By Curtis K. Shelburne: Religion columnist

As I’m writing from Mbale, Uganda, my problem is not that I don’t have enough to write about; it’s much the opposite.
We’ve been in Africa for just three days. We’re barely out of the jet-lag doldrums, much less qualified to hold a serious opinion or draw any conclusions about many of the amazing things we’ve already seen. One of the most valuable things I’m beginning to learn is how little I know about this land and its people. To be much more than a journeyman in such knowledge must take years of living here.
This is not, I’m afraid, a focused bit of writing, but let me just throw out a few very early impressions.
Our sons were right when they recommended tranquilizers and/or blindfolds for us for the four-hour drive from the Entebbe airport to Mbale. Cars, trucks, taxis, motorcycles and bikes are everywhere, as are pedestrians running down, around, and along the road like suicidal ants.
It would be bad enough if the only problem was that all my “right side of the road” instincts are totally wrong.
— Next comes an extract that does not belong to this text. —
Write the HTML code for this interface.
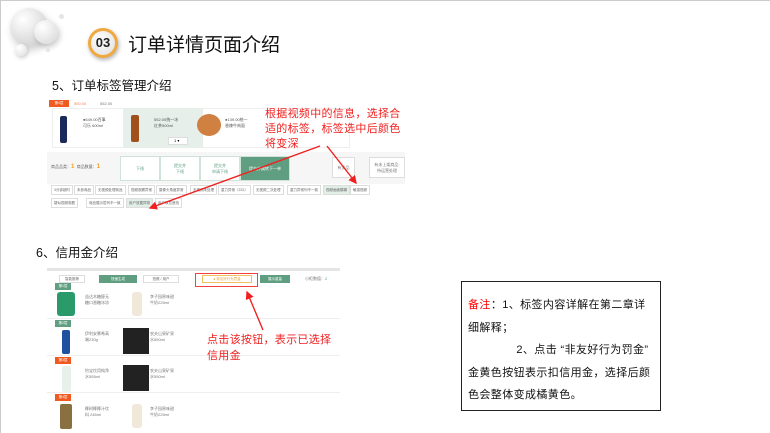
<!DOCTYPE html>
<html><head><meta charset="utf-8"><style>
*{margin:0;padding:0;box-sizing:border-box}
body{width:770px;height:433px;overflow:hidden;background:#fff;font-family:"Liberation Sans","Noto Sans CJK SC",sans-serif;position:relative}
.a{position:absolute}
.t{font-size:4px;color:#777;white-space:nowrap}
.tag{position:absolute;height:10px;border:1px solid #ddd;font-size:3.5px;color:#666;line-height:8px;padding:0 2px;white-space:nowrap}
.g{background:#5f9e80;color:#fff}
.bt{position:absolute;border:1px solid #cfe3d8;font-size:4px;color:#5f9e80;text-align:center;display:flex;align-items:center;justify-content:center}
.lay{position:absolute;left:5px;width:16px;height:7px;font-size:3.5px;color:#fff;text-align:center;line-height:7px}
.red{color:#f02020;font-size:11px;line-height:15px;letter-spacing:.3px}
</style></head><body>
<div class="a" style="left:0;top:0;width:770px;height:433px;border:1px solid #ccc;border-right:none;border-bottom:none"></div>
<div class="a" style="left:10px;top:8px;width:38px;height:38px;border-radius:50%;background:radial-gradient(circle at 35% 30%,#fff,#d8d8d8 70%,#c8c8c8);box-shadow:2px 4px 8px rgba(0,0,0,.2)"></div>
<div class="a" style="left:34px;top:20px;width:24px;height:24px;border-radius:50%;background:radial-gradient(circle at 35% 30%,#fff,#d5d5d5);box-shadow:2px 3px 6px rgba(0,0,0,.2)"></div>
<div class="a" style="left:15px;top:44px;width:12px;height:12px;border-radius:50%;background:radial-gradient(circle at 35% 30%,#fff,#ddd);box-shadow:1px 2px 4px rgba(0,0,0,.2)"></div>
<div class="a" style="left:59px;top:14px;width:5px;height:5px;border-radius:50%;background:#e5e5e5"></div>
<div class="a" style="left:46px;top:48px;width:4px;height:4px;border-radius:50%;background:#e5e5e5"></div>
<div class="a" style="left:88px;top:28px;width:30px;height:30px;border-radius:50%;background:#f0a840;box-shadow:1px 2px 4px rgba(0,0,0,.3)"></div>
<div class="a" style="left:91px;top:31px;width:24px;height:24px;border-radius:50%;background:radial-gradient(circle at 40% 35%,#fff,#ddd);font-weight:bold;font-size:13px;line-height:24px;text-align:center;color:#222">03</div>
<div class="a" style="left:128px;top:30px;font-size:19px;color:#111">订单详情页面介绍</div>
<div class="a" style="left:52px;top:75px;font-size:12.5px;color:#111">5、订单标签管理介绍</div>
<div class="a" style="left:36px;top:242px;font-size:12.5px;color:#111">6、信用金介绍</div>

<div class="a" style="left:47px;top:100px;width:358px;height:112px;background:#fff;overflow:hidden">
 <div class="lay" style="left:2px;top:0;width:20px;background:#f05a20">第4层</div>
 <div class="t" style="left:27px;top:1px;position:absolute;color:#f08060">550.00</div>
 <div class="t" style="left:53px;top:1px;position:absolute">552.00</div>
 <div class="a" style="left:5px;top:8px;width:298px;height:40px;border:1px solid #eee"></div>
 <div class="a" style="left:13px;top:16px;width:7px;height:27px;background:#1a2a5a;border-radius:2px"></div>
 <div class="t a" style="left:36px;top:17px;color:#555">●649.00百事<br>可乐 600ml</div>
 <div class="a" style="left:76px;top:8px;width:80px;height:40px;background:#e6efe9"></div>
 <div class="a" style="left:84px;top:15px;width:8px;height:27px;background:#a0501a;border-radius:2px"></div>
 <div class="t a" style="left:107px;top:17px;color:#555">552.00统一冰<br>红茶500ml</div>
 <div class="a" style="left:121px;top:37px;width:20px;height:8px;background:#fff;border:1px solid #ddd;font-size:4px;line-height:6px;padding-left:5px">1 ▾</div>
 <div class="a" style="left:150px;top:14px;width:24px;height:22px;border-radius:50%;background:#d08040"></div>
 <div class="t a" style="left:178px;top:17px;color:#555">●139.00统一<br>香辣牛肉面</div>
 <div class="a" style="left:0;top:52px;width:358px;height:32px;background:#f6f6f6"></div>
 <div class="t a" style="left:4px;top:64px;color:#666">商品品类：<b style="color:#f0a020;font-size:6px">1</b>&nbsp; 商品数量：<b style="color:#f0a020;font-size:6px">1</b></div>
 <div class="bt" style="left:73px;top:56px;width:40px;height:25px;background:#fff">下线</div>
 <div class="bt" style="left:113px;top:56px;width:40px;height:25px;background:#fff">提交并<br>下线</div>
 <div class="bt" style="left:153px;top:56px;width:40px;height:25px;background:#fff">提交并<br>申请下线</div>
 <div class="bt g" style="left:193px;top:56px;width:50px;height:25px;color:#fff">提交并跳转下一单</div>
 <div class="bt" style="left:285px;top:57px;width:23px;height:21px;background:#fff;color:#777;border-color:#ddd">有货品</div>
 <div class="bt" style="left:322px;top:57px;width:36px;height:21px;background:#fff;color:#777;border-color:#ddd">有未上架商品·<br>待运营处理</div>
 <div class="tag" style="left:4px;top:85px">3分钟超时</div>
 <div class="tag" style="left:27px;top:85px">未参商品</div>
 <div class="tag" style="left:48px;top:85px">无视频处理商品</div>
 <div class="tag" style="left:81px;top:85px">视频观察异常</div>
 <div class="tag" style="left:109px;top:85px">摄像头角度异常</div>
 <div class="tag" style="left:143px;top:85px">无视频未处理</div>
 <div class="tag" style="left:171px;top:85px">重力异常（231）</div>
 <div class="tag" style="left:206px;top:85px">无视频二次处理</div>
 <div class="tag" style="left:240px;top:85px">重力异常列不一致</div>
 <div class="tag" style="left:276px;top:85px;background:#e2efe7">视频画面模糊</div>
 <div class="tag" style="left:303px;top:85px">敏感视频</div>
 <div class="tag" style="left:4px;top:98px">疑似视频观看</div>
 <div class="tag" style="left:39px;top:98px">商品展示层列不一致</div>
 <div class="tag" style="left:79px;top:98px;background:#e2efe7">用户放置异物</div>
 <div class="tag" style="left:108px;top:98px">用户故意遮挡</div>
</div>
<div class="a red" style="left:265px;top:107px;width:145px">根据视频中的信息，选择合适的标签，标签选中后颜色将变深</div>

<div class="a" style="left:47px;top:268px;width:293px;height:165px;background:#fff;overflow:hidden">
 <div class="a" style="left:0;top:0;width:293px;height:3px;background:#e5e5e5"></div>
 <div class="tag" style="left:12px;top:7px;width:26px;height:8px;text-align:center;line-height:6px">智能推荐</div>
 <div class="tag g" style="left:52px;top:7px;width:38px;height:8px;text-align:center;line-height:6px;border-color:#5f9e80">快速生成</div>
 <div class="tag" style="left:96px;top:7px;width:36px;height:8px;text-align:center;line-height:6px">拍照 / 用户</div>
 <div class="a" style="left:148px;top:5px;width:63px;height:14px;border:1px solid #f04040"></div>
 <div class="a" style="left:155px;top:7px;width:50px;height:8px;border:1px solid #f0c060;font-size:3.5px;color:#e0a030;line-height:6px;text-align:center">● 非友好行为罚金</div>
 <div class="tag g" style="left:213px;top:7px;width:30px;height:8px;text-align:center;line-height:6px;border-color:#5f9e80">展示重量</div>
 <div class="t a" style="left:258px;top:8px">小柜数值：<span style="color:#5f9e80">2</span></div>
 <div class="lay" style="left:8px;top:15px;background:#5f9e80">第1层</div>
 <div class="a" style="left:10px;top:24px;width:18px;height:24px;background:#2a9a6a;border-radius:3px"></div>
 <div class="t a" style="left:38px;top:26px">益达木糖醇无<br>糖口香糖冰凉</div>
 <div class="a" style="left:85px;top:24px;width:10px;height:24px;background:#f0e8d8;border-radius:3px"></div>
 <div class="t a" style="left:103px;top:26px">李子园原味甜<br>牛奶225ml</div>
 <div class="a" style="left:0;top:50px;width:293px;height:1px;background:#eee"></div>
 <div class="lay" style="left:8px;top:52px;background:#5f9e80">第2层</div>
 <div class="a" style="left:15px;top:62px;width:8px;height:24px;background:#2050a0;border-radius:2px"></div>
 <div class="t a" style="left:38px;top:63px">伊利安慕希高<br>端230g</div>
 <div class="a" style="left:76px;top:60px;width:26px;height:26px;background:#222"></div>
 <div class="t a" style="left:103px;top:63px">农夫山泉矿泉<br>水550ml</div>
 <div class="a" style="left:0;top:87px;width:293px;height:1px;background:#eee"></div>
 <div class="lay" style="left:8px;top:89px;background:#f05a20">第3层</div>
 <div class="a" style="left:15px;top:98px;width:9px;height:26px;background:#e8f0ea;border-radius:2px"></div>
 <div class="t a" style="left:38px;top:100px">怡宝饮用纯净<br>水555ml</div>
 <div class="a" style="left:76px;top:97px;width:26px;height:26px;background:#222"></div>
 <div class="t a" style="left:103px;top:100px">农夫山泉矿泉<br>水550ml</div>
 <div class="a" style="left:0;top:124px;width:293px;height:1px;background:#eee"></div>
 <div class="lay" style="left:8px;top:126px;background:#f05a20">第4层</div>
 <div class="a" style="left:13px;top:136px;width:12px;height:25px;background:#8a7040;border-radius:2px"></div>
 <div class="t a" style="left:38px;top:138px">椰树椰椰汁饮<br>料 245ml</div>
 <div class="a" style="left:85px;top:136px;width:10px;height:24px;background:#f0e8d8;border-radius:3px"></div>
 <div class="t a" style="left:103px;top:138px">李子园原味甜<br>牛奶225ml</div>
</div>
<div class="a red" style="left:207px;top:332px;width:125px;line-height:16px">点击该按钮，表示已选择信用金</div>

<svg class="a" style="left:0;top:0" width="770" height="433">
 <defs><marker id="m" markerWidth="6" markerHeight="6" refX="5" refY="3" orient="auto"><path d="M0,0 L6,3 L0,6 z" fill="#f02020"/></marker></defs>
 <g stroke="#f02020" stroke-width="1.4" fill="none" marker-end="url(#m)">
  <line x1="320" y1="146" x2="150" y2="208"/>
  <line x1="327" y1="146" x2="356" y2="183"/>
  <line x1="263" y1="330" x2="247" y2="292"/>
 </g>
</svg>

<div class="a" style="left:461px;top:281px;width:200px;height:130px;border:1px solid #222;padding:12px 4px 0 6px;font-size:11px;line-height:22.5px;color:#111;letter-spacing:.4px">
<span style="color:#f00">备注</span>：1、标签内容详解在第二章详细解释；<br>
&nbsp;&nbsp;&nbsp;&nbsp;&nbsp;&nbsp;&nbsp;&nbsp;&nbsp;&nbsp;&nbsp;&nbsp;&nbsp;&nbsp;2、点击 “非友好行为罚金” 金黄色按钮表示扣信用金，选择后颜色会整体变成橘黄色。
</div>
</body></html>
But Uganda is left-sided vehicular chaos on the worst roads you can imagine with at least double the number of cars and pedestrians — all moving at twice, or more, anything you’d consider a safe speed.
Just on our trip to Mbale, we saw two guys on a motorcycle pushed into an intersection by another vehicle and into the path of a truck that crushed the bike. One ended up on the ground with his head inches away from the truck’s wheels.
I’ve long suspected that the most dangerous thing missionaries here do is travel. Now I know so. (A plane and a pilot to help them make the all too frequent four-hour trips to Kampala would be a huge blessing. Frequent prayer for safe travel is no luxury; it’s a need.)
My sons, who are here, are both closer to home and further away than I thought. Closer, in that the love and faith surrounding them here is even deeper than I realized. Further, in that what I’ve already seen here culturally, just the tip of the iceberg, is further away from my own experience than I dreamed possible. People breathe oxygen and drink Coke here; otherwise, it might as well be another planet. I don’t know why it should be odd for my sons to be the teachers and me to be the novice, but I’m more amazed, thankful, and respectful than ever of what it takes to live, work and minister in such a vastly different culture.
I’ve already seen great wisdom here in the way the missionaries live and minister. I’ve been awed by the prayer of a Kenyan missionary to Uganda. I’ve been honored to shake the hand of another Kenyan missionary to Sudan who, along with his colleague, has literally helped my youngest son stay alive in Sudan while he’s lived and built there.